[STATED GOAL]
Will you output the entries below exactly, skipping every image they contain?

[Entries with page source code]
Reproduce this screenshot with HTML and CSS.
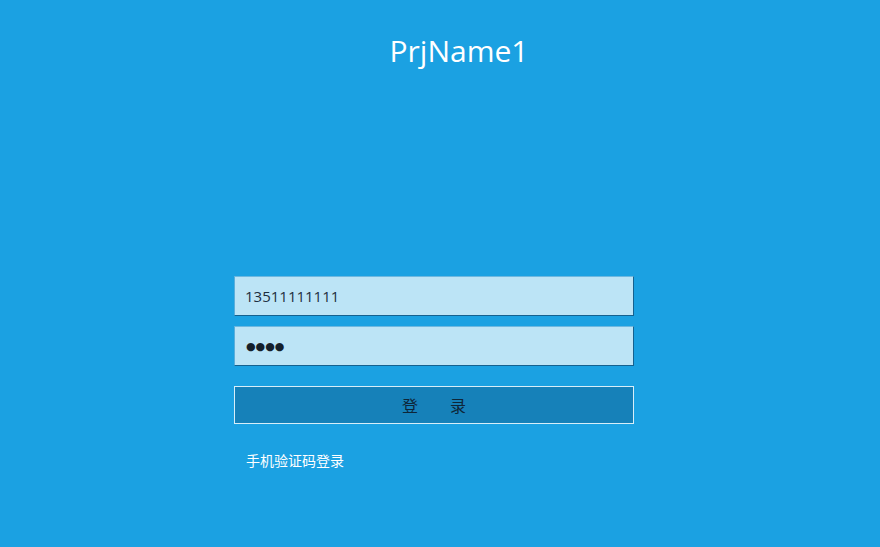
FILE: index.html
```html
<!DOCTYPE html>
<html>
<head>
<meta charset="utf-8">
<link rel="stylesheet" href="styles.css">
</head>
<body>
<div class="page">
  <h1 class="title">PrjName1</h1>
  <form class="login">
    <div class="field"><span class="value">13511111111</span></div>
    <div class="field"><span class="dots">●●●●</span></div>
    <div class="btn"><span>登</span><span>录</span></div>
    <a class="link">手机验证码登录</a>
  </form>
</div>
</body>
</html>
```
FILE: styles.css
```css
html, body {
  margin: 0;
  padding: 0;
}
body {
  background: #1ba1e2;
  width: 880px;
  height: 547px;
  overflow: hidden;
  font-family: "Open Sans", "Noto Sans CJK SC", sans-serif;
}
.page {
  display: flex;
  flex-direction: column;
}
.title {
  margin: 32px 0 0 0;
  padding-left: 38px;
  text-align: center;
  font-size: 30px;
  line-height: 38px;
  font-weight: 400;
  color: #ffffff;
}
.login {
  margin: 206px 0 0 234px;
  width: 400px;
  display: flex;
  flex-direction: column;
}
.field {
  box-sizing: border-box;
  height: 40px;
  background: #bce4f6;
  border: 1px solid #2a7fb0;
  border-top-color: #6db8e0;
  border-left-color: #5aaedb;
  border-bottom-color: #15618f;
  border-right-color: #15618f;
  display: flex;
  align-items: center;
  padding-left: 10px;
  margin-bottom: 10px;
}
.value {
  font-size: 15px;
  color: #1c2f3f;
}
.dots {
  font-family: "DejaVu Sans", sans-serif;
  font-size: 11px;
  letter-spacing: 0px;
  color: #15202b;
  padding-left: 1px;
}
.btn {
  box-sizing: border-box;
  margin-top: 10px;
  height: 38px;
  background: #1681b9;
  border: 1px solid #d8eef9;
  display: flex;
  justify-content: center;
  align-items: center;
  gap: 32px;
  font-family: "Noto Sans CJK SC", sans-serif;
  font-size: 16px;
  color: #0e2638;
}
.link {
  margin: 26px 0 0 12px;
  font-family: "Noto Sans CJK SC", sans-serif;
  font-size: 14px;
  line-height: 20px;
  color: #ffffff;
}
```
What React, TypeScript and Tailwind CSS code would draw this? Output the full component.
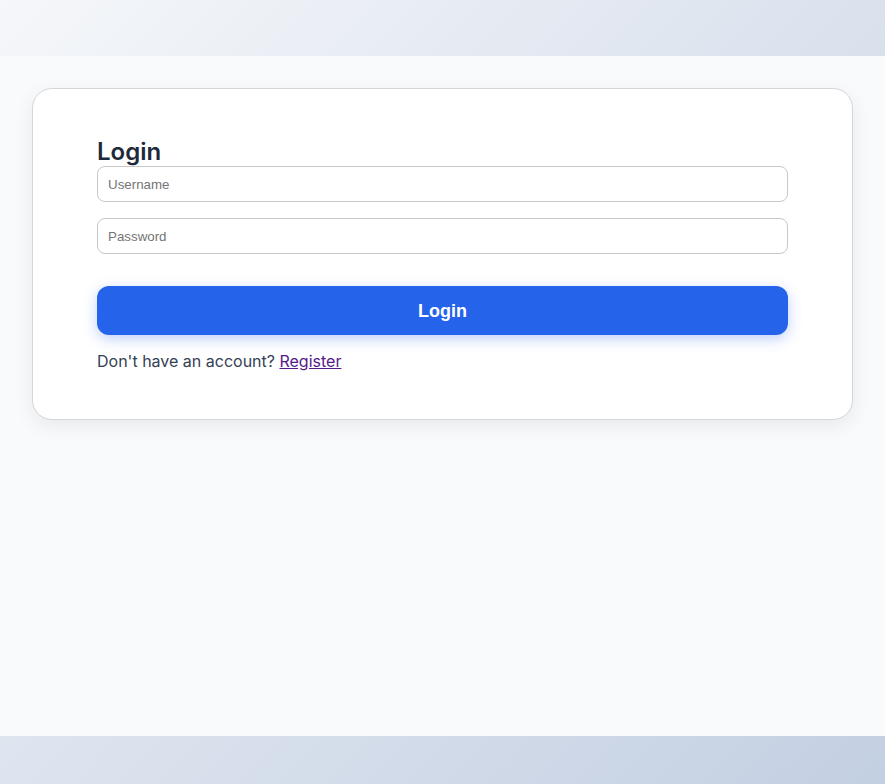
import React from 'react';

const App = () => {
    return (
        <div className="min-h-screen bg-[linear-gradient(135deg,#f5f7fa_0%,#c3cfe2_100%)] font-['Inter',sans-serif]">
            {/* top strip */}
            <header className="h-14" />

            <main className="h-[680px] bg-[#f9fafb] px-8 pt-8">
                <div className="rounded-[20px] border border-[#d4d6db] bg-white px-16 pt-[49px] pb-[46px] shadow-[0_6px_20px_rgba(0,0,0,0.07)]">
                    <h2 className="text-2xl leading-[28px] font-semibold text-[#1e293b]">Login</h2>

                    <form className="flex flex-col" onSubmit={e => e.preventDefault()}>
                        <input
                            type="text"
                            placeholder="Username"
                            className="h-9 rounded-lg border border-[#c8c8c8] px-[10px] pt-[1px] text-[13.33px] font-['Liberation_Sans',Arial,sans-serif] placeholder:text-[#757575] outline-none"
                        />
                        <input
                            type="password"
                            placeholder="Password"
                            className="mt-4 h-9 rounded-lg border border-[#c8c8c8] px-[10px] pt-[1px] text-[13.33px] font-['Liberation_Sans',Arial,sans-serif] placeholder:text-[#757575] outline-none"
                        />
                        <button
                            type="submit"
                            className="mt-8 h-[49px] rounded-xl bg-[#2563eb] text-lg font-bold text-white font-['Liberation_Sans',Arial,sans-serif] shadow-[0_4px_14px_rgba(37,99,235,0.3)]"
                        >
                            Login
                        </button>
                    </form>

                    <p className="mt-[14px] text-base leading-6 text-[#334155]">
                        Don't have an account? <a href="#" className="text-[#551a8b] underline">Register</a>
                    </p>
                </div>
            </main>

            <footer className="h-12" />
        </div>
    );
};

export default App;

[EXERCISE SOLUTION]
Reproduce this screenshot with HTML and CSS.
FILE: index.html
```html
<!DOCTYPE html>
<html>
<head>
<meta charset="utf-8">
<link rel="stylesheet" href="styles.css">
</head>
<body>
<div class="page">
  <h1 class="title">PrjName1</h1>
  <form class="login">
    <div class="field"><span class="value">13511111111</span></div>
    <div class="field"><span class="dots">●●●●</span></div>
    <div class="btn"><span>登</span><span>录</span></div>
    <a class="link">手机验证码登录</a>
  </form>
</div>
</body>
</html>
```
FILE: styles.css
```css
html, body {
  margin: 0;
  padding: 0;
}
body {
  background: #1ba1e2;
  width: 880px;
  height: 547px;
  overflow: hidden;
  font-family: "Open Sans", "Noto Sans CJK SC", sans-serif;
}
.page {
  display: flex;
  flex-direction: column;
}
.title {
  margin: 32px 0 0 0;
  padding-left: 38px;
  text-align: center;
  font-size: 30px;
  line-height: 38px;
  font-weight: 400;
  color: #ffffff;
}
.login {
  margin: 206px 0 0 234px;
  width: 400px;
  display: flex;
  flex-direction: column;
}
.field {
  box-sizing: border-box;
  height: 40px;
  background: #bce4f6;
  border: 1px solid #2a7fb0;
  border-top-color: #6db8e0;
  border-left-color: #5aaedb;
  border-bottom-color: #15618f;
  border-right-color: #15618f;
  display: flex;
  align-items: center;
  padding-left: 10px;
  margin-bottom: 10px;
}
.value {
  font-size: 15px;
  color: #1c2f3f;
}
.dots {
  font-family: "DejaVu Sans", sans-serif;
  font-size: 11px;
  letter-spacing: 0px;
  color: #15202b;
  padding-left: 1px;
}
.btn {
  box-sizing: border-box;
  margin-top: 10px;
  height: 38px;
  background: #1681b9;
  border: 1px solid #d8eef9;
  display: flex;
  justify-content: center;
  align-items: center;
  gap: 32px;
  font-family: "Noto Sans CJK SC", sans-serif;
  font-size: 16px;
  color: #0e2638;
}
.link {
  margin: 26px 0 0 12px;
  font-family: "Noto Sans CJK SC", sans-serif;
  font-size: 14px;
  line-height: 20px;
  color: #ffffff;
}
```
What React, TypeScript and Tailwind CSS code would draw this? Output the full component.
import React from 'react';

const App = () => {
    return (
        <div className="min-h-screen bg-[linear-gradient(135deg,#f5f7fa_0%,#c3cfe2_100%)] font-['Inter',sans-serif]">
            {/* top strip */}
            <header className="h-14" />

            <main className="h-[680px] bg-[#f9fafb] px-8 pt-8">
                <div className="rounded-[20px] border border-[#d4d6db] bg-white px-16 pt-[49px] pb-[46px] shadow-[0_6px_20px_rgba(0,0,0,0.07)]">
                    <h2 className="text-2xl leading-[28px] font-semibold text-[#1e293b]">Login</h2>

                    <form className="flex flex-col" onSubmit={e => e.preventDefault()}>
                        <input
                            type="text"
                            placeholder="Username"
                            className="h-9 rounded-lg border border-[#c8c8c8] px-[10px] pt-[1px] text-[13.33px] font-['Liberation_Sans',Arial,sans-serif] placeholder:text-[#757575] outline-none"
                        />
                        <input
                            type="password"
                            placeholder="Password"
                            className="mt-4 h-9 rounded-lg border border-[#c8c8c8] px-[10px] pt-[1px] text-[13.33px] font-['Liberation_Sans',Arial,sans-serif] placeholder:text-[#757575] outline-none"
                        />
                        <button
                            type="submit"
                            className="mt-8 h-[49px] rounded-xl bg-[#2563eb] text-lg font-bold text-white font-['Liberation_Sans',Arial,sans-serif] shadow-[0_4px_14px_rgba(37,99,235,0.3)]"
                        >
                            Login
                        </button>
                    </form>

                    <p className="mt-[14px] text-base leading-6 text-[#334155]">
                        Don't have an account? <a href="#" className="text-[#551a8b] underline">Register</a>
                    </p>
                </div>
            </main>

            <footer className="h-12" />
        </div>
    );
};

export default App;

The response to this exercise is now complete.